* What is asked
Give only the count of lines containing "this".

[Rows from a dataset of pages and code]
------------------------
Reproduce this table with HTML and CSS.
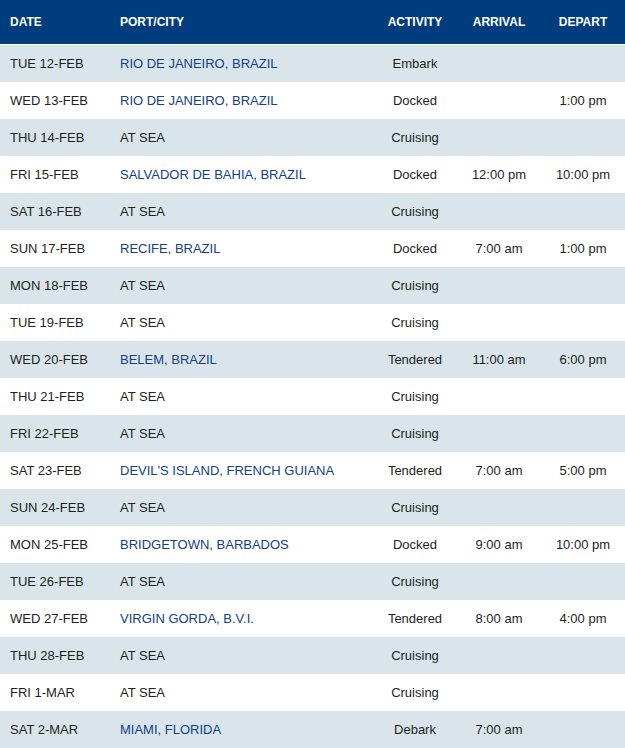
FILE: index.html
```html
<!DOCTYPE html>
<html lang="en">
<head>
    <meta charset="UTF-8">
    <meta name="viewport" content="width=device-width, initial-scale=1.0">
    <title>Itinerary</title>
    <link rel="stylesheet" href="styles.css">
</head>
<body>
    <table class="itinerary">
        <colgroup>
            <col class="col-date">
            <col class="col-port">
            <col class="col-num">
            <col class="col-num">
            <col class="col-num">
        </colgroup>
        <thead>
            <tr>
                <th class="left">DATE</th>
                <th class="left">PORT/CITY</th>
                <th>ACTIVITY</th>
                <th>ARRIVAL</th>
                <th>DEPART</th>
            </tr>
        </thead>
        <tbody>
            <tr><td class="date">TUE 12-FEB</td><td class="port">RIO DE JANEIRO, BRAZIL</td><td>Embark</td><td></td><td></td></tr>
            <tr><td class="date">WED 13-FEB</td><td class="port">RIO DE JANEIRO, BRAZIL</td><td>Docked</td><td></td><td>1:00 pm</td></tr>
            <tr><td class="date">THU 14-FEB</td><td class="sea">AT SEA</td><td>Cruising</td><td></td><td></td></tr>
            <tr><td class="date">FRI 15-FEB</td><td class="port">SALVADOR DE BAHIA, BRAZIL</td><td>Docked</td><td>12:00 pm</td><td>10:00 pm</td></tr>
            <tr><td class="date">SAT 16-FEB</td><td class="sea">AT SEA</td><td>Cruising</td><td></td><td></td></tr>
            <tr><td class="date">SUN 17-FEB</td><td class="port">RECIFE, BRAZIL</td><td>Docked</td><td>7:00 am</td><td>1:00 pm</td></tr>
            <tr><td class="date">MON 18-FEB</td><td class="sea">AT SEA</td><td>Cruising</td><td></td><td></td></tr>
            <tr><td class="date">TUE 19-FEB</td><td class="sea">AT SEA</td><td>Cruising</td><td></td><td></td></tr>
            <tr><td class="date">WED 20-FEB</td><td class="port">BELEM, BRAZIL</td><td>Tendered</td><td>11:00 am</td><td>6:00 pm</td></tr>
            <tr><td class="date">THU 21-FEB</td><td class="sea">AT SEA</td><td>Cruising</td><td></td><td></td></tr>
            <tr><td class="date">FRI 22-FEB</td><td class="sea">AT SEA</td><td>Cruising</td><td></td><td></td></tr>
            <tr><td class="date">SAT 23-FEB</td><td class="port">DEVIL'S ISLAND, FRENCH GUIANA</td><td>Tendered</td><td>7:00 am</td><td>5:00 pm</td></tr>
            <tr><td class="date">SUN 24-FEB</td><td class="sea">AT SEA</td><td>Cruising</td><td></td><td></td></tr>
            <tr><td class="date">MON 25-FEB</td><td class="port">BRIDGETOWN, BARBADOS</td><td>Docked</td><td>9:00 am</td><td>10:00 pm</td></tr>
            <tr><td class="date">TUE 26-FEB</td><td class="sea">AT SEA</td><td>Cruising</td><td></td><td></td></tr>
            <tr><td class="date">WED 27-FEB</td><td class="port">VIRGIN GORDA, B.V.I.</td><td>Tendered</td><td>8:00 am</td><td>4:00 pm</td></tr>
            <tr><td class="date">THU 28-FEB</td><td class="sea">AT SEA</td><td>Cruising</td><td></td><td></td></tr>
            <tr><td class="date">FRI 1-MAR</td><td class="sea">AT SEA</td><td>Cruising</td><td></td><td></td></tr>
            <tr><td class="date">SAT 2-MAR</td><td class="port">MIAMI, FLORIDA</td><td>Debark</td><td>7:00 am</td><td></td></tr>
        </tbody>
    </table>
</body>
</html>
```

FILE: styles.css
```css
body {
    margin: 0;
    background: #ffffff;
    font-family: "Liberation Sans", Arial, sans-serif;
    color: #231f20;
}
.itinerary {
    width: 625px;
    border-collapse: collapse;
    table-layout: fixed;
}
.col-date {
    width: 110px;
}
.col-port {
    width: 263px;
}
.col-num {
    width: 84px;
}
.itinerary th {
    background: #003d7e;
    color: #ffffff;
    font-size: 12px;
    font-weight: bold;
    height: 44px;
    padding: 0;
    text-align: center;
    border-bottom: 1px solid #ffffff;
}
.itinerary th.left {
    text-align: left;
    padding-left: 10px;
}
.itinerary td {
    height: 37px;
    padding: 0;
    font-size: 13px;
    text-align: center;
    white-space: nowrap;
}
.itinerary tbody tr:nth-child(odd) {
    background: #d9e5eb;
}
.itinerary td.date,
.itinerary td.port,
.itinerary td.sea {
    text-align: left;
    padding-left: 10px;
}
.itinerary td.port {
    color: #12408a;
}
```
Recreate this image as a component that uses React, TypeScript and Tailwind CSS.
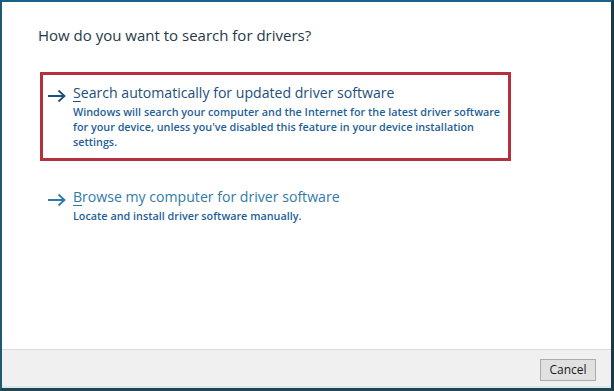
import React from "react";

const font = { fontFamily: '"Open Sans", "Noto Sans", sans-serif' };

function Arrow({ className }: { className?: string }) {
  return (
    <svg width="20" height="14" viewBox="0 0 20 14" className={className}>
      <path d="M1 7h16M11.5 1.5 17.5 7l-6 5.5" fill="none" stroke="currentColor" strokeWidth="1.8" />
    </svg>
  );
}

function Option({
  first,
  rest,
  lines,
  tone,
}: {
  first: string;
  rest: string;
  lines: string[];
  tone: string;
}) {
  return (
    <div className="flex items-start">
      <Arrow className={`mt-[6px] w-[20px] shrink-0 ${tone}`} />
      <div className="ml-[6px]">
        <div className={`whitespace-nowrap text-[14.1px] leading-[20px] ${tone}`}>
          <span className="underline decoration-1 underline-offset-[3px]">{first}</span>
          {rest}
        </div>
        <div className="mt-[1px] whitespace-nowrap text-[10.8px] font-semibold leading-[15px] text-[#1f5f99]">
          {lines.map((l) => (
            <div key={l}>{l}</div>
          ))}
        </div>
      </div>
    </div>
  );
}

export default function App() {
  return (
    <div
      style={font}
      className="flex h-[391px] w-[614px] flex-col border-t-2 border-l-2 border-r-[3px] border-b-[3px] border-t-[#1d5f86] border-l-[#1f5a75] border-r-[#1b3946] border-b-[#24434f] bg-white"
    >
      <div className="flex-1 pl-[36px] pt-[22px]">
        <h1 className="text-[15px] leading-[22px] text-[#27384a]">How do you want to search for drivers?</h1>

        <div className="ml-[2px] mt-[26px] h-[89px] w-[471px] border-[3px] border-[#b5303c] pl-[4px] pt-[8px]">
          <Option
            first="S"
            rest="earch automatically for updated driver software"
            tone="text-[#1c4f7c]"
            lines={[
              "Windows will search your computer and the Internet for the latest driver software",
              "for your device, unless you've disabled this feature in your device installation",
              "settings.",
            ]}
          />
        </div>

        <div className="ml-[9px] mt-[26px]">
          <Option
            first="B"
            rest="rowse my computer for driver software"
            tone="text-[#2f7ba8]"
            lines={["Locate and install driver software manually."]}
          />
        </div>
      </div>

      <div className="flex h-[39px] items-start justify-end border-t border-[#dcdcdc] bg-[#f0f0f0] pr-[15px] pt-[9px] shadow-[inset_0_-2px_0_#d3eaf0]">
        <button className="h-[22px] w-[56px] border border-[#adadad] bg-[#e1e1e1] text-[12px] leading-[20px] text-[#1a1a1a]">
          Cancel
        </button>
      </div>
    </div>
  );
}
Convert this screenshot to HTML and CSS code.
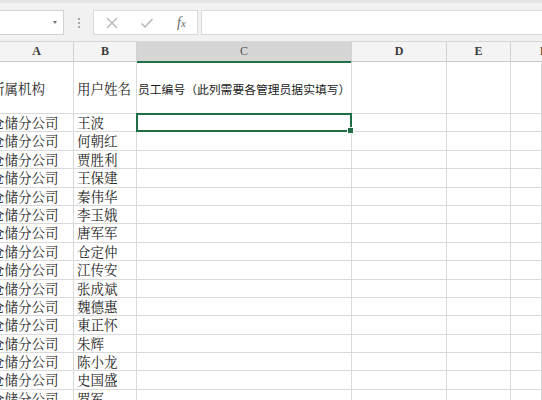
FILE: index.html
```html
<!DOCTYPE html>
<html lang="zh">
<head>
<meta charset="utf-8">
<link rel="stylesheet" href="styles.css">
</head>
<body>
<div class="toolbar">
  <div class="namebox"><span class="arrow"></span></div>
  <div class="dots"><span></span><span></span><span></span></div>
  <div class="fbtns">
    <svg class="ico" width="14" height="14" viewBox="0 0 14 14"><path d="M2 2L12 12M12 2L2 12" stroke="#b4b4b4" stroke-width="1.3" fill="none"/></svg>
    <svg class="ico" width="14" height="14" viewBox="0 0 14 14"><path d="M1.5 7.5L5 11L12.5 3" stroke="#b4b4b4" stroke-width="1.5" fill="none"/></svg>
    <span class="fx"><i>f</i><span class="x">x</span></span>
  </div>
  <div class="finput"></div>
</div>
<div class="colhead">
  <div class="ch">A</div>
  <div class="ch">B</div>
  <div class="ch sel">C</div>
  <div class="ch">D</div>
  <div class="ch">E</div>
  <div class="ch last">F</div>
</div>
<div class="sheet">
  <div class="c a hdr">所属机构</div><div class="c b hdr">用户姓名</div><div class="c cc hdr">员工编号（此列需要各管理员据实填写）</div><div class="c"></div><div class="c"></div><div class="c"></div>
  <div class="c a">仓储分公司</div><div class="c b">王波</div><div class="c cc active"><span class="selbox"><span class="handle"></span></span></div><div class="c"></div><div class="c"></div><div class="c"></div>
  <div class="c a">仓储分公司</div><div class="c b">何朝红</div><div class="c cc"></div><div class="c"></div><div class="c"></div><div class="c"></div>
  <div class="c a">仓储分公司</div><div class="c b">贾胜利</div><div class="c cc"></div><div class="c"></div><div class="c"></div><div class="c"></div>
  <div class="c a">仓储分公司</div><div class="c b">王保建</div><div class="c cc"></div><div class="c"></div><div class="c"></div><div class="c"></div>
  <div class="c a">仓储分公司</div><div class="c b">秦伟华</div><div class="c cc"></div><div class="c"></div><div class="c"></div><div class="c"></div>
  <div class="c a">仓储分公司</div><div class="c b">李玉娥</div><div class="c cc"></div><div class="c"></div><div class="c"></div><div class="c"></div>
  <div class="c a">仓储分公司</div><div class="c b">唐军军</div><div class="c cc"></div><div class="c"></div><div class="c"></div><div class="c"></div>
  <div class="c a">仓储分公司</div><div class="c b">仓定仲</div><div class="c cc"></div><div class="c"></div><div class="c"></div><div class="c"></div>
  <div class="c a">仓储分公司</div><div class="c b">江传安</div><div class="c cc"></div><div class="c"></div><div class="c"></div><div class="c"></div>
  <div class="c a">仓储分公司</div><div class="c b">张成斌</div><div class="c cc"></div><div class="c"></div><div class="c"></div><div class="c"></div>
  <div class="c a">仓储分公司</div><div class="c b">魏德惠</div><div class="c cc"></div><div class="c"></div><div class="c"></div><div class="c"></div>
  <div class="c a">仓储分公司</div><div class="c b">東正怀</div><div class="c cc"></div><div class="c"></div><div class="c"></div><div class="c"></div>
  <div class="c a">仓储分公司</div><div class="c b">朱辉</div><div class="c cc"></div><div class="c"></div><div class="c"></div><div class="c"></div>
  <div class="c a">仓储分公司</div><div class="c b">陈小龙</div><div class="c cc"></div><div class="c"></div><div class="c"></div><div class="c"></div>
  <div class="c a">仓储分公司</div><div class="c b">史国盛</div><div class="c cc"></div><div class="c"></div><div class="c"></div><div class="c"></div>
  <div class="c a">仓储分公司</div><div class="c b">罗军</div><div class="c cc"></div><div class="c"></div><div class="c"></div><div class="c"></div>
</div>
</body>
</html>
```

FILE: styles.css
```css
html, body {
  margin: 0;
  padding: 0;
  width: 542px;
  height: 400px;
  overflow: hidden;
  background: #ffffff;
}
body {
  font-family: "Noto Serif CJK SC", "Noto Sans CJK SC", serif;
  color: #222;
}
.toolbar {
  box-sizing: border-box;
  height: 42px;
  background: #f1f1f1;
  border-top: 3px solid #e4e4e4;
  border-bottom: 1px solid #d6d6d6;
  padding-top: 7px;
  display: flex;
  align-items: flex-start;
}
.namebox {
  box-sizing: border-box;
  width: 64px;
  height: 25px;
  background: #fff;
  border: 1px solid #d2d2d2;
  border-left: none;
  position: relative;
}
.arrow {
  position: absolute;
  right: 6px;
  top: 10px;
  width: 0;
  height: 0;
  border-left: 2.5px solid transparent;
  border-right: 2.5px solid transparent;
  border-top: 3px solid #777;
}
.dots {
  width: 29px;
  height: 25px;
  display: flex;
  flex-direction: column;
  align-items: center;
  justify-content: center;
  gap: 2px;
}
.dots span {
  width: 2px;
  height: 2px;
  background: #a8a8a8;
}
.fbtns {
  box-sizing: border-box;
  width: 105px;
  height: 25px;
  background: #fff;
  border: 1px solid #d9d9d9;
  display: flex;
  align-items: center;
  padding-left: 11px;
  gap: 21px;
}
.ico {
  display: block;
}
.fx {
  font-family: "Liberation Serif", serif;
  color: #666;
  font-size: 14px;
  margin-left: 2px;
}
.fx i {
  font-style: italic;
}
.fx .x {
  font-style: italic;
  font-size: 11px;
}
.finput {
  box-sizing: border-box;
  margin-left: 3px;
  flex: 1;
  height: 25px;
  background: #fff;
  border: 1px solid #d9d9d9;
  border-right: none;
}
.colhead {
  display: grid;
  grid-template-columns: 74px 63px 215px 95px 64px 1fr;
  height: 19px;
  background: #f4f4f4;
  border-bottom: 1px solid #c9c9c9;
}
.ch {
  box-sizing: border-box;
  border-right: 1px solid #d2d2d2;
  text-align: center;
  font-family: "Liberation Serif", "Noto Serif CJK SC", serif;
  font-size: 12px;
  font-weight: bold;
  line-height: 19px;
  color: #3a3a3a;
}
.ch.sel {
  background: #d6d6d6;
  border-bottom: 2px solid #217346;
  font-weight: normal;
  color: #555;
}
.ch.last {
  border-right: none;
  text-align: left;
  padding-left: 29px;
}
.sheet {
  display: grid;
  grid-template-columns: 74px 63px 215px 95px 64px 1fr;
  grid-template-rows: 52px repeat(16, 18.4px);
}
.c {
  box-sizing: border-box;
  border-right: 1px solid #dadada;
  border-bottom: 1px solid #dadada;
  font-size: 13.5px;
  line-height: 17px;
  white-space: nowrap;
  overflow: hidden;
  color: #262626;
}
.c.a {
  text-indent: -9px;
}
.c.b {
  padding-left: 3px;
}
.c.hdr {
  display: flex;
  align-items: center;
  padding-top: 1px;
}
.c.cc.hdr {
  font-family: "Noto Sans CJK SC", sans-serif;
  font-size: 11.8px;
  padding-left: 1px;
  color: #1a1a1a;
}
.c.active {
  position: relative;
  overflow: visible;
}
.selbox {
  position: absolute;
  left: -1px;
  top: -1px;
  right: -1px;
  bottom: -1px;
  border: 2px solid #1f6e43;
  z-index: 2;
}
.handle {
  position: absolute;
  right: -4px;
  bottom: -4px;
  width: 5px;
  height: 5px;
  background: #1f6e43;
  border: 1px solid #fff;
}
```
------------------------
* The solution
4